Mexican Supreme Court Unanimously Rejects Zalvídar Law

Mexico’s Supreme Court Justice of the Nation (SCJN). Photo: Google


Nearly seven months after Mexican President Andrés Manuel López Obrador’s (AMLO) proposal to extend the country’s Supreme Court (SCJN) Chief Justice Arturo Zalvídar’s term of office passed through Congress, the SCJN’s Plenary unanimously rejected the so-called “Zalvídar Law” for its unconstitutionality on Tuesday, Nov. 16.

The law was set to extend Zalvídar’s seat on the SCJN by another four years, through 2024, coinciding with the end of AMLO’s own presidential administration.

“The law is evidently in violation of Article 97, fifth paragraph and Article 100, fifth paragraph, of the Mexican Constitution,” said SCJN Speaker Minister Fernando Franco González during Tuesday’s session.

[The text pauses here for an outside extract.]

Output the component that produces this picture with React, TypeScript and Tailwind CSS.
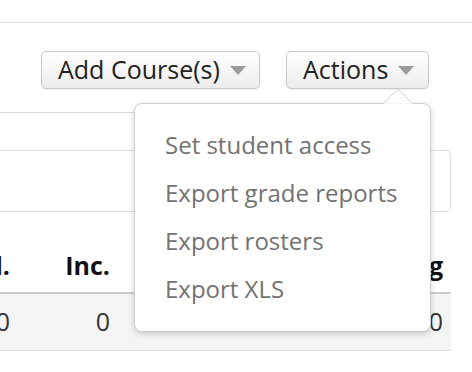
import React from "react";

function Caret() {
  return (
    <svg width="16" height="10" viewBox="0 0 16 10" className="ml-[10px] mt-[2px]">
      <polygon points="0,0 16,0 8,9" fill="#9a9a9a" />
    </svg>
  );
}

export default function App() {
  const items = ["Set student access", "Export grade reports", "Export rosters", "Export XLS"];
  return (
    <div
      className="relative w-[472px] h-[372px] overflow-hidden bg-white"
      style={{ fontFamily: "'Open Sans', Lato, sans-serif" }}
    >
      <div className="h-[22px]" />
      <div className="h-px bg-[#dcdcdc]" />
      <div className="flex pl-[41px] pt-[28px] gap-[26px]">
        <button className="flex items-center h-[38px] w-[219px] pl-[16px] rounded-[5px] border border-[#c8c8c8] bg-gradient-to-b from-white to-[#ececec] text-[25px] text-[#222] shadow-[0_1px_1px_rgba(0,0,0,0.06)]">
          Add Course(s)
          <Caret />
        </button>
        <button className="flex items-center h-[38px] w-[143px] pl-[16px] rounded-[5px] border border-[#c8c8c8] bg-gradient-to-b from-white to-[#ececec] text-[25px] text-[#222] shadow-[0_1px_1px_rgba(0,0,0,0.06)]">
          Actions
          <Caret />
        </button>
      </div>
      <div className="mt-[23px] h-px w-[420px] bg-[#dcdcdc]" />
      <div className="mt-[37px] ml-[-20px] w-[471px] h-[62px] rounded-[5px] border border-[#dcdcdc]" />
      <div className="mt-[27px] ml-[-90px] w-[541px] flex items-center h-[55px] border-b-[2px] border-[#cccccc] text-[25px] font-bold text-[#111]">
        <div className="w-[100px] text-right">Lvl.</div>
        <div className="w-[100px] text-right">Inc.</div>
        <div className="flex-1" />
        <div className="pr-[8px] text-right">Avg</div>
      </div>
      <div className="ml-[-90px] w-[541px] flex items-center h-[57px] bg-[#f4f4f4] border-b border-[#dedede] text-[25px] text-[#333]">
        <div className="w-[100px] text-right">0</div>
        <div className="w-[100px] text-right">0</div>
        <div className="flex-1 pl-[162px]">.</div>
        <div className="pr-[8px] text-right">0</div>
      </div>

      <div className="absolute left-[134px] top-[103px] w-[297px] h-[229px] rounded-[8px] border border-[#cfcfcf] bg-white shadow-[0_2px_6px_rgba(0,0,0,0.18)] pt-[17px] pl-[30px]">
        {items.map((t) => (
          <div key={t} className="h-[48px] flex items-center text-[24px] text-[#727272]">
            {t}
          </div>
        ))}
      </div>
      <svg className="absolute left-[383px] top-[88px]" width="30" height="17" viewBox="0 0 30 17">
        <polygon points="0,16 15,1 30,16" fill="white" stroke="#cfcfcf" strokeWidth="1" />
        <rect x="0" y="15.5" width="30" height="2" fill="white" />
      </svg>
    </div>
  );
}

“Upon determining the extension of a constitutionally foreseen term for four years, with an express prohibition of immediate reelection, since the extension of the period to which the challenged transitory refers constitutes a de facto reelection, the constitutional violation of this law is evident.”

Fellow minister Luis María Aguilar Morales likewise pointed out the precedent passing Zalvídar’s Law could establish, unbalancing Mexico’s powers and giving undue influence to Congress over the judicial branch.

Minister Norma Piña went on to mention that Congress initially passed the law without any reflection on its constitutionality, saying the move “radically attacks the judicial independence and the legitimacy of the country’s judicial power and of this SCJN, and represents a very serious violation of one of the foundations of a democratic constitution such as ours.”

After only one hour and 20 minutes of debate, the SCJN voted unanimously to overturn the congressional law.

That same day, López Obrador sent his pick of candidates to fill a spot on the SCJN that will be left vacant by Franco González, nominating Loretta Ortiz Ahlf, Eva Verónica de Gyvés Zárate and Bernardo Bátiz Vázquez for the seat on Mexico’s highest court.